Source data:
[START]
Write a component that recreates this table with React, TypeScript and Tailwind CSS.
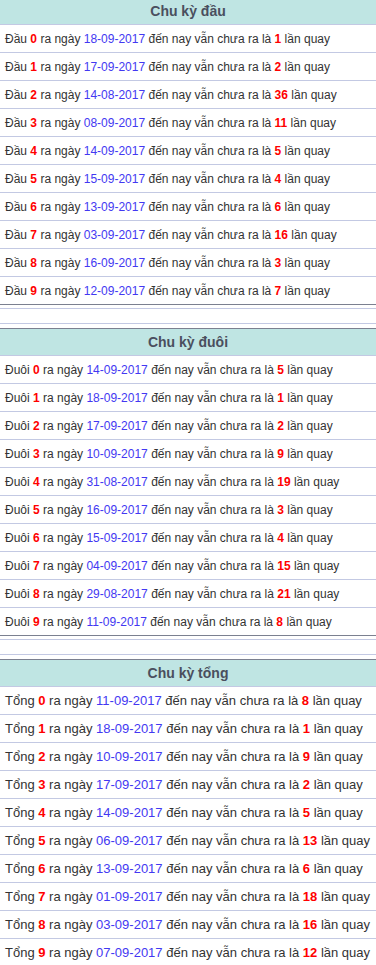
const sections = [
  {
    title: "Chu kỳ đầu",
    label: "Đầu",
    size: "text-[12px]",
    rows: [
      ["18-09-2017", "1"],
      ["17-09-2017", "2"],
      ["14-08-2017", "36"],
      ["08-09-2017", "11"],
      ["14-09-2017", "5"],
      ["15-09-2017", "4"],
      ["13-09-2017", "6"],
      ["03-09-2017", "16"],
      ["16-09-2017", "3"],
      ["12-09-2017", "7"],
    ],
  },
  {
    title: "Chu kỳ đuôi",
    label: "Đuôi",
    size: "text-[12px]",
    rows: [
      ["14-09-2017", "5"],
      ["18-09-2017", "1"],
      ["17-09-2017", "2"],
      ["10-09-2017", "9"],
      ["31-08-2017", "19"],
      ["16-09-2017", "3"],
      ["15-09-2017", "4"],
      ["04-09-2017", "15"],
      ["29-08-2017", "21"],
      ["11-09-2017", "8"],
    ],
  },
  {
    title: "Chu kỳ tổng",
    label: "Tổng",
    size: "text-[13px]",
    rows: [
      ["11-09-2017", "8"],
      ["18-09-2017", "1"],
      ["10-09-2017", "9"],
      ["17-09-2017", "2"],
      ["14-09-2017", "5"],
      ["06-09-2017", "13"],
      ["13-09-2017", "6"],
      ["01-09-2017", "18"],
      ["03-09-2017", "16"],
      ["07-09-2017", "12"],
    ],
  },
];

function Section({
  title,
  label,
  size,
  rows,
}: {
  title: string;
  label: string;
  size: string;
  rows: string[][];
}) {
  return (
    <div className="border-t border-[#7b8090]">
      <div className="h-[27px] bg-[#bfe5e3] border-b border-[#c3c9e3] flex items-center justify-center">
        <span className="text-[14px] font-bold text-[#4a4f5e]">{title}</span>
      </div>
      {rows.map((r, i) => (
        <div
          key={i}
          className={
            "h-[28px] flex items-center pl-[5px] text-[#333] whitespace-pre border-b " +
            size +
            " " +
            (i === rows.length - 1 ? "border-[#7b8090]" : "border-[#c3c9e3]")
          }
        >
          {label + " "}
          <span className="text-[#ff0000] font-bold">{i}</span>
          {" ra ngày "}
          <span className="text-[#4338f2]">{r[0]}</span>
          {" đến nay vẫn chưa ra là "}
          <span className="text-[#ff0000] font-bold">{r[1]}</span>
          {" lần quay"}
        </div>
      ))}
    </div>
  );
}

export default function App() {
  return (
    <div
      className="w-[376px] h-[965px] overflow-hidden bg-white"
      style={{ fontFamily: '"Liberation Sans", Arial, sans-serif' }}
    >
      <div className="-mt-[3px]">
        {sections.map((s, i) => (
          <div key={i}>
            <Section title={s.title} label={s.label} size={s.size} rows={s.rows} />
            {i < sections.length - 1 && (
              <div className="pt-[3px] pb-[4px]">
                <div className="h-[16px] border-y border-[#c3c9e3]" />
              </div>
            )}
          </div>
        ))}
      </div>
    </div>
  );
}
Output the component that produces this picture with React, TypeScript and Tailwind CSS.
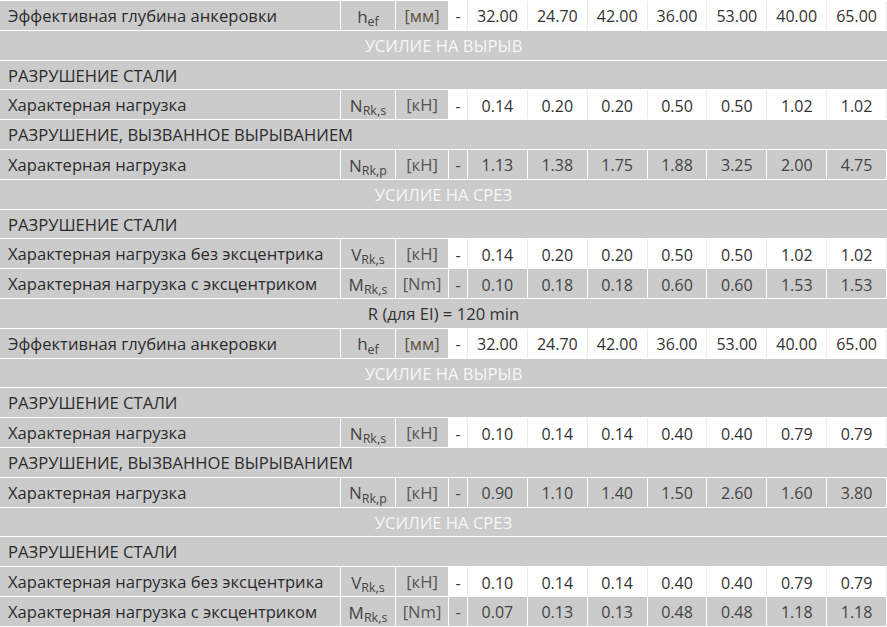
import React from "react"

type DataRow = {
  kind: "data"
  label: string
  sym: string
  sub: string
  unit: string
  unitColor?: string
  values: string[]
  white: boolean
}
type HeadRow = { kind: "head"; text: string; dark?: boolean }
type SectionRow = { kind: "section"; text: string }
type Row = DataRow | HeadRow | SectionRow

const block = (
  hef: string[],
  nrks: string[],
  nrkp: string[],
  vrks: string[],
  mrks: string[]
): Row[] => [
  { kind: "data", label: "Эффективная глубина анкеровки", sym: "h", sub: "ef", unit: "[мм]", unitColor: "text-[#5e523a]", values: hef, white: true },
  { kind: "head", text: "УСИЛИЕ НА ВЫРЫВ" },
  { kind: "section", text: "РАЗРУШЕНИЕ СТАЛИ" },
  { kind: "data", label: "Характерная нагрузка", sym: "N", sub: "Rk,s", unit: "[кН]", values: nrks, white: true },
  { kind: "section", text: "РАЗРУШЕНИЕ, ВЫЗВАННОЕ ВЫРЫВАНИЕМ" },
  { kind: "data", label: "Характерная нагрузка", sym: "N", sub: "Rk,p", unit: "[кН]", values: nrkp, white: false },
  { kind: "head", text: "УСИЛИЕ НА СРЕЗ" },
  { kind: "section", text: "РАЗРУШЕНИЕ СТАЛИ" },
  { kind: "data", label: "Характерная нагрузка без эксцентрика", sym: "V", sub: "Rk,s", unit: "[кН]", values: vrks, white: true },
  { kind: "data", label: "Характерная нагрузка с эксцентриком", sym: "M", sub: "Rk,s", unit: "[Nm]", values: mrks, white: false },
]

const rows: Row[] = [
  ...block(
    ["32.00", "24.70", "42.00", "36.00", "53.00", "40.00", "65.00"],
    ["0.14", "0.20", "0.20", "0.50", "0.50", "1.02", "1.02"],
    ["1.13", "1.38", "1.75", "1.88", "3.25", "2.00", "4.75"],
    ["0.14", "0.20", "0.20", "0.50", "0.50", "1.02", "1.02"],
    ["0.10", "0.18", "0.18", "0.60", "0.60", "1.53", "1.53"]
  ),
  { kind: "head", text: "R (для EI) = 120 min", dark: true },
  ...block(
    ["32.00", "24.70", "42.00", "36.00", "53.00", "40.00", "65.00"],
    ["0.10", "0.14", "0.14", "0.40", "0.40", "0.79", "0.79"],
    ["0.90", "1.10", "1.40", "1.50", "2.60", "1.60", "3.80"],
    ["0.10", "0.14", "0.14", "0.40", "0.40", "0.79", "0.79"],
    ["0.07", "0.13", "0.13", "0.48", "0.48", "1.18", "1.18"]
  ),
]

const cols = "grid grid-cols-[341px_55px_53px_19px_repeat(7,1fr)]"

export default function App() {
  return (
    <div
      className="w-[887px] h-[627px] overflow-hidden bg-white text-[16px] text-[#333]"
      style={{ fontFamily: '"Open Sans", "Noto Sans", sans-serif' }}
    >
      {rows.map((row, i) => {
        if (row.kind === "head") {
          return (
            <div
              key={i}
              className={`h-[29.8px] pt-[2px] border-t border-white bg-[#cbcbcb] flex items-center justify-center text-[16.6px] ${
                row.dark ? "text-[#333]" : "text-[#f7f7f7]"
              }`}
            >
              {row.text}
            </div>
          )
        }
        if (row.kind === "section") {
          return (
            <div key={i} className="h-[29.8px] pt-[2px] border-t border-white bg-[#cbcbcb] flex items-center pl-2 text-[16.6px] text-[#2b2b2b]">
              {row.text}
            </div>
          )
        }
        const cell = row.white ? "bg-white border-r border-[#ececec] text-[#333]" : "bg-[#cbcbcb] border-r border-white text-[#444]"
        return (
          <div key={i} className={`${cols} h-[29.8px] border-t border-white`}>
            <div className="bg-[#cbcbcb] border-r border-white flex items-center pl-2 pt-[2px] text-[16.6px] text-[#2b2b2b]">{row.label}</div>
            <div className="bg-[#cbcbcb] border-r border-white flex items-center justify-center pt-[2px] text-[17px] text-[#444]">
              <span>
                {row.sym}
                <sub className="text-[12.5px]">{row.sub}</sub>
              </span>
            </div>
            <div className={`bg-[#cbcbcb] border-r border-white flex items-center justify-center pt-[2px] text-[16.6px] ${row.unitColor ?? "text-[#555]"}`}>
              {row.unit}
            </div>
            <div className={`${cell} flex items-center justify-center pt-[2px]`}>-</div>
            {row.values.map((v, j) => (
              <div key={j} className={`${cell} flex items-center justify-center pt-[2px]`}>
                {v}
              </div>
            ))}
          </div>
        )
      })}
    </div>
  )
}
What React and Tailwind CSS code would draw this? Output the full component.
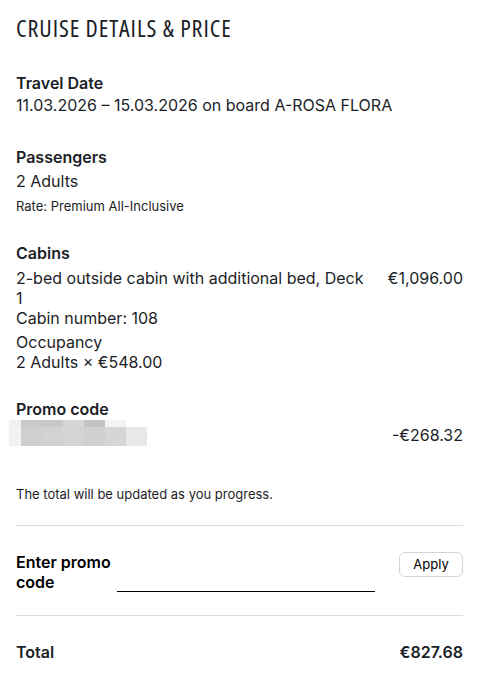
import React from 'react';

const Section = ({ title, children, className = '' }) => (
  <div className={className}>
    <h3 className="text-base font-semibold leading-[22px]">{title}</h3>
    {children}
  </div>
);

// redacted promo code, drawn as the pixelated blur in the screenshot
const BlurredCode = () => (
  <div className="flex flex-col">
    <div className="flex h-[7px]">
      <div className="w-[12px] bg-[#f1f1f2]" />
      <div className="w-[42px] bg-[#c9c9cb]" />
      <div className="w-[21px] bg-[#d6d6d8]" />
      <div className="w-[21px] bg-[#c3c3c5]" />
      <div className="w-[21px] bg-[#f4f4f6]" />
    </div>
    <div className="flex h-[19px]">
      <div className="w-[12px] bg-[#f2f2f3]" />
      <div className="w-[21px] bg-[#cfcfd1]" />
      <div className="w-[21px] bg-[#d2d2d4]" />
      <div className="w-[21px] bg-[#d4d4d6]" />
      <div className="w-[21px] bg-[#d1d1d3]" />
      <div className="w-[21px] bg-[#d6d6d8]" />
      <div className="w-[21px] bg-[#e8e8ea]" />
    </div>
  </div>
);

export default function App() {
  return (
    <div className="min-h-screen bg-white px-4 text-[#1c1e26] font-['Inter','Noto_Sans',sans-serif]">
      <h1 className="pt-[14px] text-[24px] leading-[28px] tracking-[0.9px] font-['Open_Sans',sans-serif] font-stretch-condensed">
        CRUISE DETAILS &amp; PRICE
      </h1>

      <Section title="Travel Date" className="mt-[30px]">
        <p className="text-base leading-[22px]">11.03.2026 – 15.03.2026 on board A-ROSA FLORA</p>
      </Section>

      <Section title="Passengers" className="mt-[30px]">
        <p className="text-base leading-[26px]">2 Adults</p>
        <p className="text-[13px] leading-[24px]">Rate: Premium All-Inclusive</p>
      </Section>

      <Section title="Cabins" className="mt-[24px]">
        <div className="mt-1 flex justify-between gap-6">
          <div className="flex-1 text-base leading-[20px]">
            <p>2-bed outside cabin with additional bed, Deck 1</p>
            <p>Cabin number: 108</p>
            <p className="mt-1">Occupancy</p>
            <p>2 Adults × €548.00</p>
          </div>
          <div className="text-base leading-[20px]">€1,096.00</div>
        </div>
      </Section>

      <Section title="Promo code" className="mt-[26px]">
        <div className="-ml-[7px] flex items-center justify-between">
          <BlurredCode />
          <span className="pt-[4px] text-base leading-[22px]">-€268.32</span>
        </div>
      </Section>

      <p className="mt-[38px] text-[13px] leading-[20px]">The total will be updated as you progress.</p>

      <div className="mt-[21px] border-t border-[#dcdcdc]" />

      <div className="flex items-start justify-between pt-[26px] pb-[23px]">
        <label className="w-[100px] text-base font-semibold leading-[20px] text-black">Enter promo code</label>
        <input
          type="text"
          className="mt-[15px] w-[258px] border-b border-black bg-transparent outline-none"
        />
        <button className="ml-6 h-[25px] w-[64px] rounded-md border border-[#d4d4d8] text-[13px] text-black">
          Apply
        </button>
      </div>

      <div className="border-t border-[#dcdcdc]" />

      <div className="flex justify-between pt-[25px] text-base font-semibold leading-[22px]">
        <span>Total</span>
        <span>€827.68</span>
      </div>
    </div>
  );
}
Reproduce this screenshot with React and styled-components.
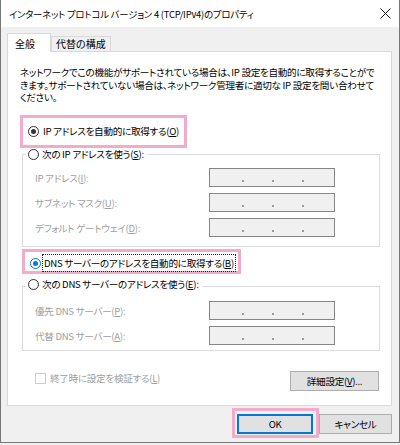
[END]
■ **Exercise**: Up in the listing, locate the line with "Output the component"; print it and every line after it down to the line with "type Row = DataRow | HeadRow | SectionRow", which is included too. Skip the pictures.

■ **Output for this exercise**:
Output the component that produces this picture with React, TypeScript and Tailwind CSS.
import React from "react"

type DataRow = {
  kind: "data"
  label: string
  sym: string
  sub: string
  unit: string
  unitColor?: string
  values: string[]
  white: boolean
}
type HeadRow = { kind: "head"; text: string; dark?: boolean }
type SectionRow = { kind: "section"; text: string }
type Row = DataRow | HeadRow | SectionRow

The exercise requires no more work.